The general disinterest in traditional Chinese literature is something that's occurring in a lot of places unfortunately; all I can really say in response is that there’s barely anybody in the Straits who has actually read the bulk of the Four Books and Five Classics either and I would be surprised if you found someone who had ever done that, particularly among the younger generations. I’ve had a gander at the Analects, and I’m pretty certain that makes me more Sinophilic than most of my peers. I’m also not aware of any Malaysian Chinese who are proficient in, say, the 四艺. And unlike the situation in the Mainland, where it seems that levels of interest in traditional culture are higher among the younger generation, if anything in the overseas diaspora the youth are less likely to have read any Chinese classics, and less likely to engage deeply with the culture than their forebears; that’s old person shit. Granted, I can't speak for Taiwan and have no experience with it, but it appears from my limited engagement with their politics that they're slowly deprioritising the classics in education as a part of "de-sinicisation", whereas in contrast it seems the opposite has been occurring on the mainland; guoxue has started to gain some steam, and the number of classics included in the gaokao has grown.
Again, this is not to downplay the losses that have occurred. China has changed a lot in the modern era, and I certainly sympathise with culture revivalists. But in this regard, the mainland really isn't too different from the diaspora. Honestly the replica old towns and Xiaohongshu hanfu-wearing girls is actually a good sign I think, even if it does at times look like a quite distasteful parody of Chinese aesthetics, it's at least a signal that there is some latent interest in engaging with the traditional aspects of Chinese culture again.
It’s not uncommon to hear the sentiment that many practices have been preserved in overseas Chinese communities, but speaking as one myself, frankly I don’t think we’re preserving all that much. It's possible we have some stuff that’s no longer on the mainland, but the reverse is true too and possibly to a greater degree - for example I had never heard of the youshen festival or Yingge dance until doing research into China, as far as I can tell Straits Chinese simply don’t practice it despite many of them being able to trace back their heritage to Fujian/Chaoshan where it’s a very visible aspect of traditional culture. I really don’t know if we’re any more authentically Chinese than the Southern Chinese on the mainland are, coastal Southeastern China has preserved a lot of stuff I’ve barely heard about before.
A great discussion, and keep in mind that this is true in the West as well!
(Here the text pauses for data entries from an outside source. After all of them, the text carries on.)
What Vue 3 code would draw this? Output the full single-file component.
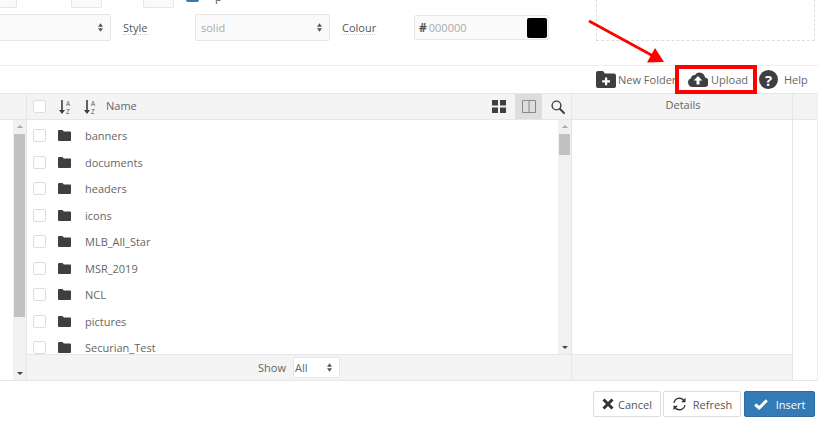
<script setup>
const folders = ['banners','documents','headers','icons','MLB_All_Star','MSR_2019','NCL','pictures','Securian_Test']
</script>

<template>
  <div class="page">
    <section class="top">
      <div class="forms">
        <div class="row one">
          <div class="field w-first"></div>
          <span class="lbl bottom">Bottom</span>
          <div class="field w-small"></div>
          <span class="lbl left">Left</span>
          <div class="field w-small"></div>
          <span class="tick"></span>
          <span class="lbl plabel">p</span>
        </div>
        <div class="row two">
          <div class="field select w-sel0">
            <svg class="updown" viewBox="0 0 6 10"><path d="M3 0l3 4H0zM3 10L0 6h6z" /></svg>
          </div>
          <span class="lbl dotted style">Style</span>
          <div class="field select w-sel">
            <span class="muted">solid</span>
            <svg class="updown" viewBox="0 0 6 10"><path d="M3 0l3 4H0zM3 10L0 6h6z" /></svg>
          </div>
          <span class="lbl dotted colour">Colour</span>
          <div class="field colourbox">
            <b class="hash">#</b><span class="muted">000000</span>
            <i class="swatch"></i>
          </div>
        </div>
      </div>
      <div class="drop"></div>
    </section>

    <nav class="tools">
      <span class="tool nf">
        <svg width="20" height="17" viewBox="0 0 20 17"><path fill="#3f3f3f" d="M0 2a2 2 0 0 1 2-2h5l2 2.500h9a2 2 0 0 1 2 2V15a2 2 0 0 1-2 2H2a2 2 0 0 1-2-2z"/><path fill="#fff" d="M9 6.500h2.200v2.800H14v2.200h-2.800v2.800H9v-2.800H6.200V9.300H9z"/></svg>
        New Folder
      </span>
      <span class="tool up">
        <svg width="20" height="15" viewBox="0 0 20 15"><path fill="#3f3f3f" d="M4.500 15A4.500 4.500 0 0 1 3 6.300 4 4 0 0 1 7 3a5.500 5.500 0 0 1 10 2.500A4.800 4.800 0 0 1 15.500 15z"/><path fill="#fff" d="M10 4l4.300 4.500h-2.800V12.500h-3V8.500H5.700z"/></svg>
        Upload
      </span>
      <span class="tool help">
        <span class="q">?</span>
        Help
      </span>
    </nav>

    <section class="browser">
      <aside class="tree">
        <div class="treehead"></div>
        <div class="treebody">
          <div class="bar tall">
            <i class="up-arrow"></i><i class="thumb t1"></i><i class="down-arrow"></i>
          </div>
        </div>
      </aside>

      <main class="files">
        <header class="head">
          <span class="check"></span>
          <svg class="sort s1" width="13" height="14" viewBox="0 0 13 14"><path fill="#3f3f3f" d="M2.200 0h1.600v10H6l-3 4-3-4h2.200z"/><text x="7" y="6" class="az">A</text><text x="7" y="13.500" class="az">Z</text></svg>
          <svg class="sort s2" width="13" height="14" viewBox="0 0 13 14"><path fill="#3f3f3f" d="M2.200 0h1.600v10H6l-3 4-3-4h2.200z"/><text x="7" y="6" class="az">A</text><text x="7" y="13.500" class="az">Z</text></svg>
          <span class="name">Name</span>
          <span class="grow"></span>
          <svg class="grid" width="14" height="13" viewBox="0 0 14 13"><path fill="#3f3f3f" d="M0 0h6v5.500H0zM8 0h6v5.500H8zM0 7.500h6V13H0zM8 7.500h6V13H8z"/></svg>
          <span class="split">
            <svg width="14" height="13" viewBox="0 0 14 13"><path fill="none" stroke="#888" d="M.5.500h13v12H.5zM7 .5v12"/></svg>
          </span>
          <svg class="search" width="14" height="14" viewBox="0 0 14 14"><circle cx="5.500" cy="5.500" r="4.400" fill="none" stroke="#3f3f3f" stroke-width="1.400"/><path stroke="#3f3f3f" stroke-width="2" stroke-linecap="round" d="M9 9l4 4"/></svg>
        </header>
        <div class="body">
          <ul class="list">
            <li v-for="f in folders" :key="f">
              <span class="check"></span>
              <svg class="folder" width="13" height="11" viewBox="0 0 13 11"><path fill="#3f3f3f" d="M0 1a1 1 0 0 1 1-1h3.500l1.300 1.500H12a1 1 0 0 1 1 1V10a1 1 0 0 1-1 1H1a1 1 0 0 1-1-1z"/></svg>
              <span class="fname">{{ f }}</span>
            </li>
          </ul>
          <div class="bar">
            <i class="up-arrow"></i><i class="thumb t2"></i><i class="down-arrow"></i>
          </div>
        </div>
        <footer class="foot">
          <span class="show">Show</span>
          <span class="all">All
            <svg class="updown" viewBox="0 0 6 10"><path d="M3 0l3 4H0zM3 10L0 6h6z" /></svg>
          </span>
        </footer>
      </main>

      <section class="details">
        <div class="dhead">Details</div>
        <div class="dbody"></div>
        <div class="dfoot"></div>
      </section>

      <aside class="rest">
        <div class="resthead"></div>
      </aside>
    </section>

    <footer class="actions">
      <button class="btn cancel">
        <svg width="12" height="12" viewBox="0 0 12 12"><path stroke="#333" stroke-width="3" d="M1.500 1.500l9 9M10.500 1.500l-9 9"/></svg>
        Cancel
      </button>
      <button class="btn refresh">
        <svg width="15" height="14" viewBox="0 0 15 14"><path fill="none" stroke="#333" stroke-width="1.300" d="M2 6a5.600 5.600 0 0 1 10-2.500M13 8a5.600 5.600 0 0 1-10 2.500"/><path fill="#333" d="M13.500.8v4.400H9.100zM1.500 13.200V8.800h4.400z"/></svg>
        Refresh
      </button>
      <button class="btn insert">
        <svg width="14" height="11" viewBox="0 0 14 11"><path fill="none" stroke="#fff" stroke-width="3" d="M1.200 5.500l4 3.500L12.800 1.200"/></svg>
        Insert
      </button>
    </footer>

    <svg class="arrow" width="90" height="50" viewBox="0 0 90 50">
      <path stroke="#f00" stroke-width="2.600" d="M2 2L68 38"/>
      <path fill="#f00" d="M77 43L60 43.500 68 29z"/>
    </svg>
    <div class="redbox"></div>
  </div>
</template>

<style scoped>
.page {
  position: relative;
  width: 822px;
  height: 423px;
  overflow: hidden;
  background: #fff;
  display: flex;
  flex-direction: column;
  font-family: "Open Sans", "Liberation Sans", sans-serif;
  font-size: 11px;
  color: #666;
}
.top {
  flex: 0 0 66px;
  box-sizing: border-box;
  display: flex;
  border-bottom: 1px solid #eee;
  margin-right: 4px;
}
.forms { flex: 1; }
.row { display: flex; align-items: center; }
.row.one { height: 28px; margin-top: -20px; }
.row.two { height: 27px; margin-top: 6px; }
.lbl { white-space: nowrap; color: #555; }
.field {
  box-sizing: border-box;
  height: 100%;
  background: #fafafa;
  border: 1px solid #e6e6e6;
  border-radius: 2px;
  position: relative;
  display: flex;
  align-items: center;
}
.w-first { width: 38px; margin-left: -21px; }
.bottom { margin-left: 9px; width: 36px; }
.w-small { width: 31px; margin-left: 9px; }
.left { margin-left: 8px; width: 24px; }
.tick {
  width: 13px; height: 13px; margin: 3px 16px 0 12px;
  background: #337ab7; border-radius: 2px;
}
.plabel { margin-top: 4px; }
.w-sel0 { width: 131px; margin-left: -20px; }
.style, .colour { line-height: 13px; border-bottom: 1px dotted #ccc; }
.w-sel { width: 135px; padding-left: 5px; }
.colour { margin-left: 12px; width: 33px; margin-right: 39px; }
.style { margin-left: 12px; width: 26px; margin-right: 46px; }
.colourbox { width: 135px; padding-left: 4px; margin-left: 0; height: 25px; }
.muted { color: #aaa; }
.hash { font-size: 12px; color: #555; margin-right: 2px; }
.swatch {
  width: 20px; height: 20px; background: #000; border-radius: 2px;
  position: absolute; right: 1px; top: 2px;
}
.updown {
  width: 5px; height: 9px; fill: #555;
  position: absolute; right: 7px; top: 50%; margin-top: -5px;
}
.drop {
  box-sizing: border-box;
  width: 219px;
  height: 51px;
  margin: -10px 3px 0 0;
  border: 1px dashed #ddd;
}
.tools {
  flex: 0 0 27px;
  display: flex;
  align-items: center;
  justify-content: flex-end;
  padding-right: 15px;
}
.tool { display: flex; align-items: center; white-space: nowrap; }
.tool svg, .q { flex: none; }
.nf svg { margin-right: 2px; }
.nf { width: 79px; }
.up { margin-left: 13px; width: 58px; }
.up svg { margin-right: 3px; }
.help { margin-left: 13px; width: 48px; }
.q {
  width: 19px; height: 19px; border-radius: 50%;
  background: #3f3f3f; color: #fff; font-weight: 700; font-size: 15px;
  display: flex; align-items: center; justify-content: center; margin-right: 6px;
}
.browser {
  flex: 0 0 288px;
  height: 288px;
  min-height: 0;
  box-sizing: border-box;
  width: 818px;
  display: flex;
  border-top: 1px solid #e6e6e6;
  border-bottom: 1px solid #e6e6e6;
  border-right: 1px solid #eee;
}
.tree {
  flex: 0 0 27px;
  box-sizing: border-box;
  display: flex;
  flex-direction: column;
  border-right: 1px solid #e6e6e6;
}
.treehead { flex: 0 0 26px; background: #f4f4f4; border-bottom: 1px solid #e6e6e6; box-sizing: border-box; }
.treebody { flex: 1; display: flex; justify-content: flex-end; }
.bar {
  flex: 0 0 13px;
  width: 13px;
  background: #f1f1f1;
  display: flex;
  flex-direction: column;
  align-items: center;
}
.up-arrow {
  margin-top: 5px;
  border: 3px solid transparent;
  border-top: 0;
  border-bottom: 3px solid #aaa;
}
.down-arrow {
  margin-top: auto;
  margin-bottom: 5px;
  border: 3px solid transparent;
  border-bottom: 0;
  border-top: 3px solid #444;
}
.thumb { width: 11px; background: #c1c1c1; margin-top: 6px; }
.t1 { height: 183px; }
.t2 { height: 21px; }
.files { flex: 0 0 545px; box-sizing: border-box; display: flex; flex-direction: column; min-width: 0; min-height: 0; border-right: 1px solid #e6e6e6; }
.head {
  flex: 0 0 26px;
  box-sizing: border-box;
  display: flex;
  align-items: center;
  background: #f4f4f4;
  border-bottom: 1px solid #e6e6e6;
}
.check {
  box-sizing: border-box;
  flex: 0 0 13px;
  width: 13px;
  height: 13px;
  background: #fff;
  border: 1px solid #ddd;
  border-radius: 2px;
}
.head > .check { margin-left: 6px; }
.s1 { margin-left: 13px; }
.s2 { margin-left: 12px; }
.az { font-size: 6.500px; fill: #555; font-family: "Open Sans", sans-serif; }
.name { margin: -2px 0 0 9px; }
.grow { flex: 1; }
.grid { margin-top: -1px; }
.split {
  width: 27px; height: 25px; background: #ddd;
  display: flex; align-items: center; justify-content: center;
  margin-left: 9px; margin-right: 9px;
}
.search { margin-right: 6px; }
.body { flex: 1; min-height: 0; display: flex; overflow: hidden; }
.list { flex: 1; margin: 0; padding: 2.500px 0 0 6px; list-style: none; }
li {
  height: 26.500px;
  display: flex;
  align-items: center;
}
.folder { margin-left: 12px; }
.fname { margin-left: 14px; }
.foot {
  flex: 0 0 26px;
  box-sizing: border-box;
  display: flex;
  align-items: center;
  justify-content: center;
  gap: 7px;
  background: #f4f4f4;
  border-top: 1px solid #e6e6e6;
}
.all {
  box-sizing: border-box;
  position: relative;
  width: 47px;
  height: 21px;
  padding-left: 1px;
  line-height: 19px;
  background: #fff;
  border: 1px solid #e6e6e6;
  border-radius: 2px;
}
.details { flex: 0 0 221px; box-sizing: border-box; display: flex; flex-direction: column; border-right: 1px solid #e6e6e6; }
.dhead {
  flex: 0 0 26px;
  box-sizing: border-box;
  line-height: 22px;
  padding-left: 2px;
  text-align: center;
  background: #f4f4f4;
  border-bottom: 1px solid #e6e6e6;
}
.dbody { flex: 1; }
.dfoot { flex: 0 0 26px; box-sizing: border-box; background: #f4f4f4; border-top: 1px solid #e6e6e6; }
.rest { flex: 1; }
.resthead { height: 26px; box-sizing: border-box; background: #f4f4f4; border-bottom: 1px solid #e6e6e6; }
.actions {
  flex: 1;
  display: flex;
  justify-content: flex-end;
  gap: 2px;
  padding: 10px 7px 0 0;
  box-sizing: border-box;
  width: 822px;
}
.btn {
  box-sizing: border-box;
  height: 26px;
  padding: 0;
  display: flex;
  align-items: center;
  justify-content: center;
  gap: 4px;
  font: inherit;
  color: #555;
  background: #fff;
  border: 1px solid #ddd;
  border-radius: 2px;
}
.cancel { width: 68px; }
.refresh { width: 78px; gap: 6px; }
.insert { width: 71px; margin-left: 1px; background: #337ab7; border-color: #2e6da4; color: #fff; gap: 8px; }
.arrow { position: absolute; left: 587px; top: 19px; pointer-events: none; }
.redbox {
  position: absolute;
  left: 675px; top: 65px;
  width: 82px; height: 29px;
  box-sizing: border-box;
  border: 4px solid #f00;
}
</style>
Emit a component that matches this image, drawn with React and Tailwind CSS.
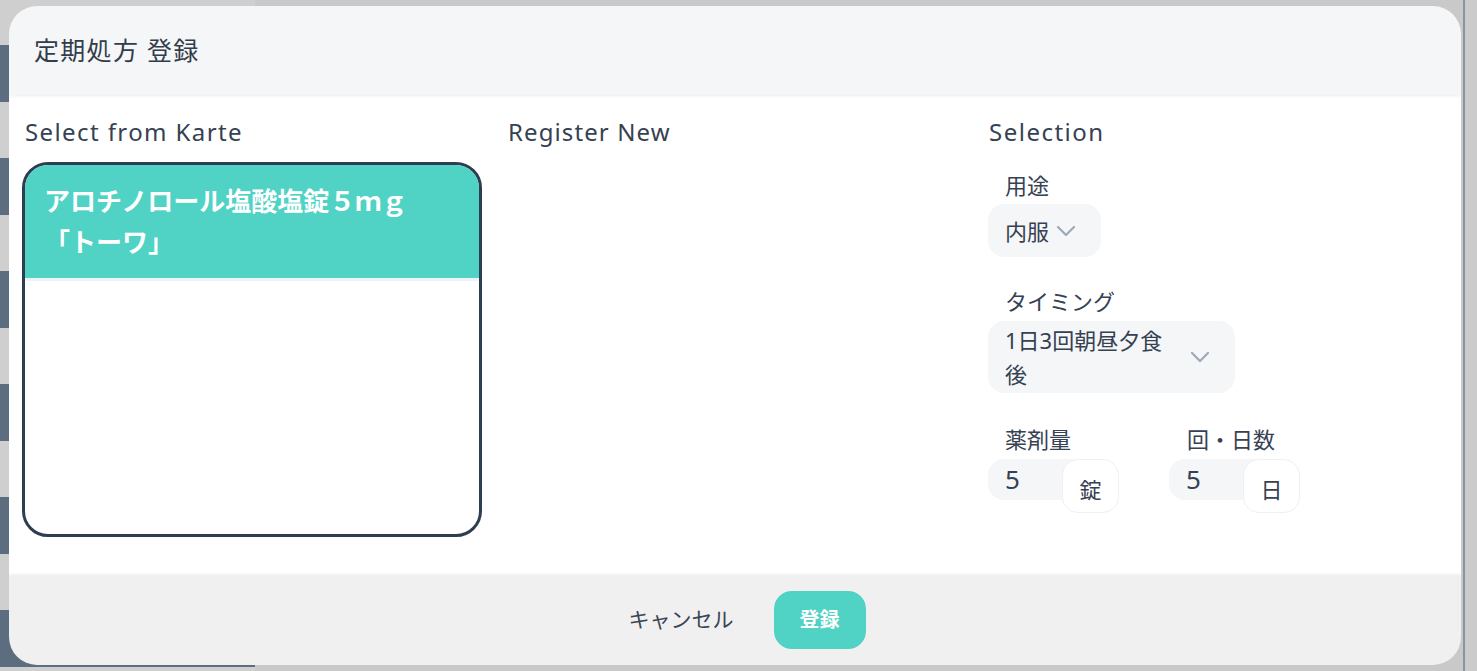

Big tower blocks are no more native to my British culture than they are to yours, where beautiful stucco Georgian houses completely fail to scale, as do thatched cottages or the stone of Oxford.
One can draw a lineage from the Swiss to brutalism and from the Americans to skyscrapers, and thus call these things ‘Western’, but I think it would be more accurate to say that Globalism and the pressures of urbanisation swallowed Western cultures first and then Eastern countries very soon after.